The press statement extended beyond Manipur, addressing the widespread persecution of the Christian community across the country. Allegations of hate from nationalist religious leadership and government actions aiming to starve the community out of existence were raised, including the withdrawal of FCRA from numerous churches and NGOs. The statement also highlighted the incarceration of nearly 100 pastors and ordinary individuals in Uttar Pradesh under charges of illegal conversions.

“But it is not about Manipur alone. The persecution of the community is rampant, hate towards it from the highest quarters of nationalist religious leadership as deep as it can be. The government seems keen to starve it out of existence by withdrawing the FCRAs of a vast number of churches and its NGOs, and using the investigating agencies against Cardinals and Bishops, Pastors, and lay people.

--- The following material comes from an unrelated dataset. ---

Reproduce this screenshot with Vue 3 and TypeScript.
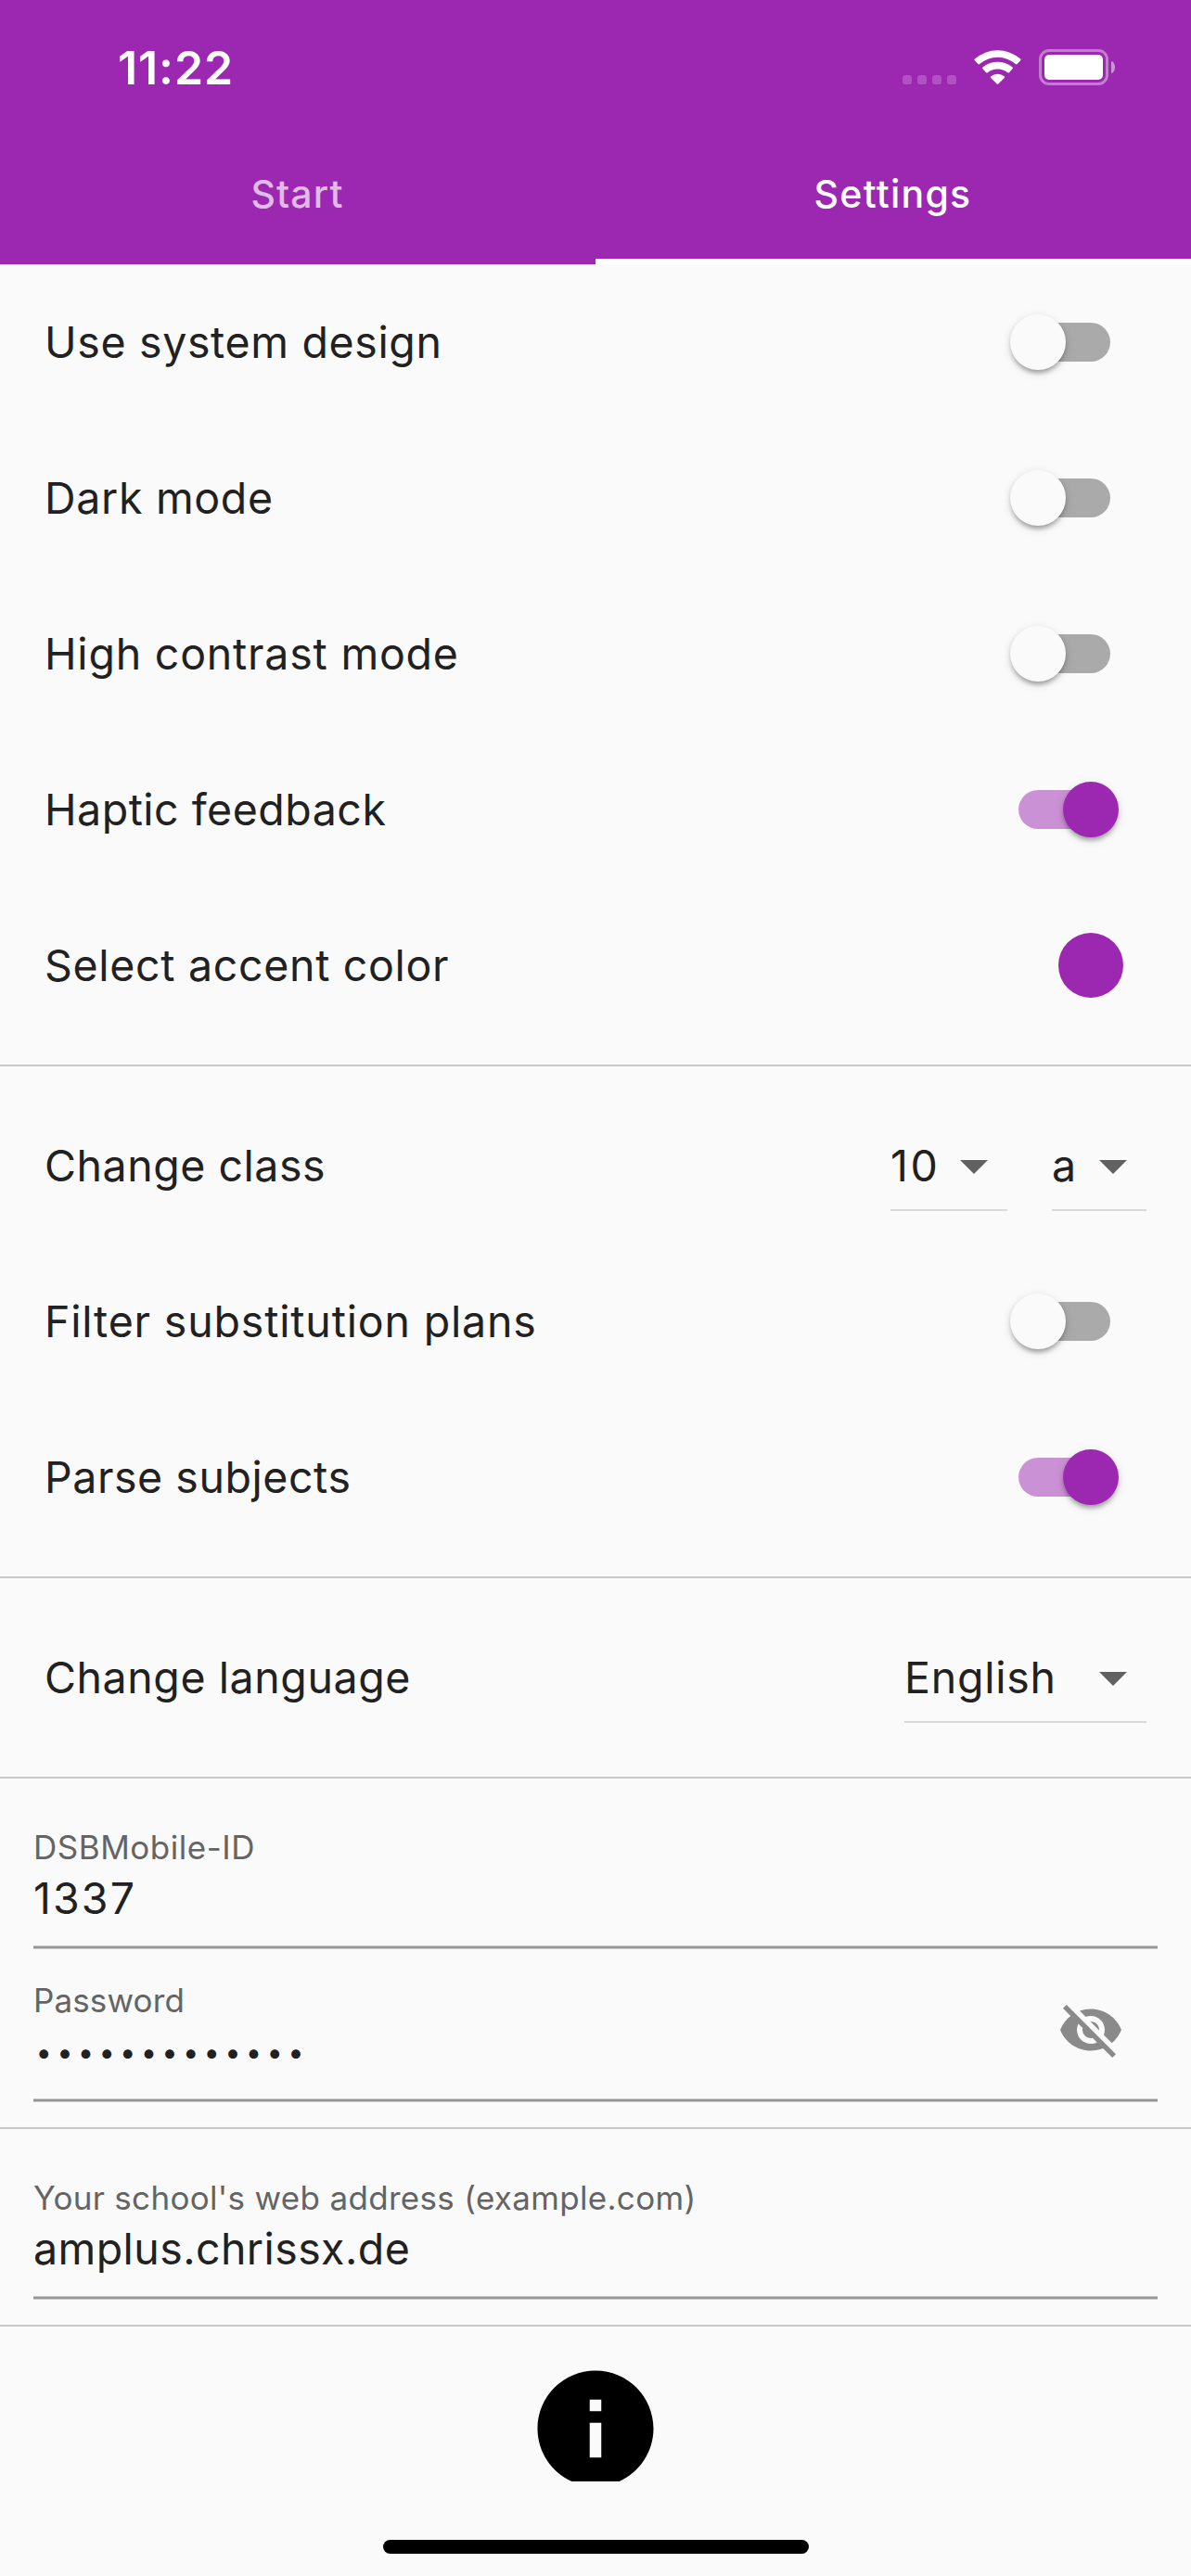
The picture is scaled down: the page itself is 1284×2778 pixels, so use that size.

In UP for instance, nearly 100 pastors and even ordinary men and women are in jail under charges of illegal conversions when all they were doing was celebrating birthdays or conducting Sunday prayers,” the release stated.

International and national human rights bodies, including the Wada Na Todo Abhiyan, criticised India for its treatment of religious minorities, reporting an alarming rate of two incidents of persecution per day against Christians and Muslims in the country.

The figures in the statement emphasised the duty of the Prime Minister to embrace the nation’s religious minorities and invite their leaders to function during significant religious days. They also called for reciprocal respect, urging Bishops and Cardinals to felicitate political leaders.

The statement concluded by extending Christmas and New Year greetings to the nation, while urging everyone not to forget the plight of their brothers and sisters who suffer due to government impunity and the actions of political elements with little regard for constitutional principles.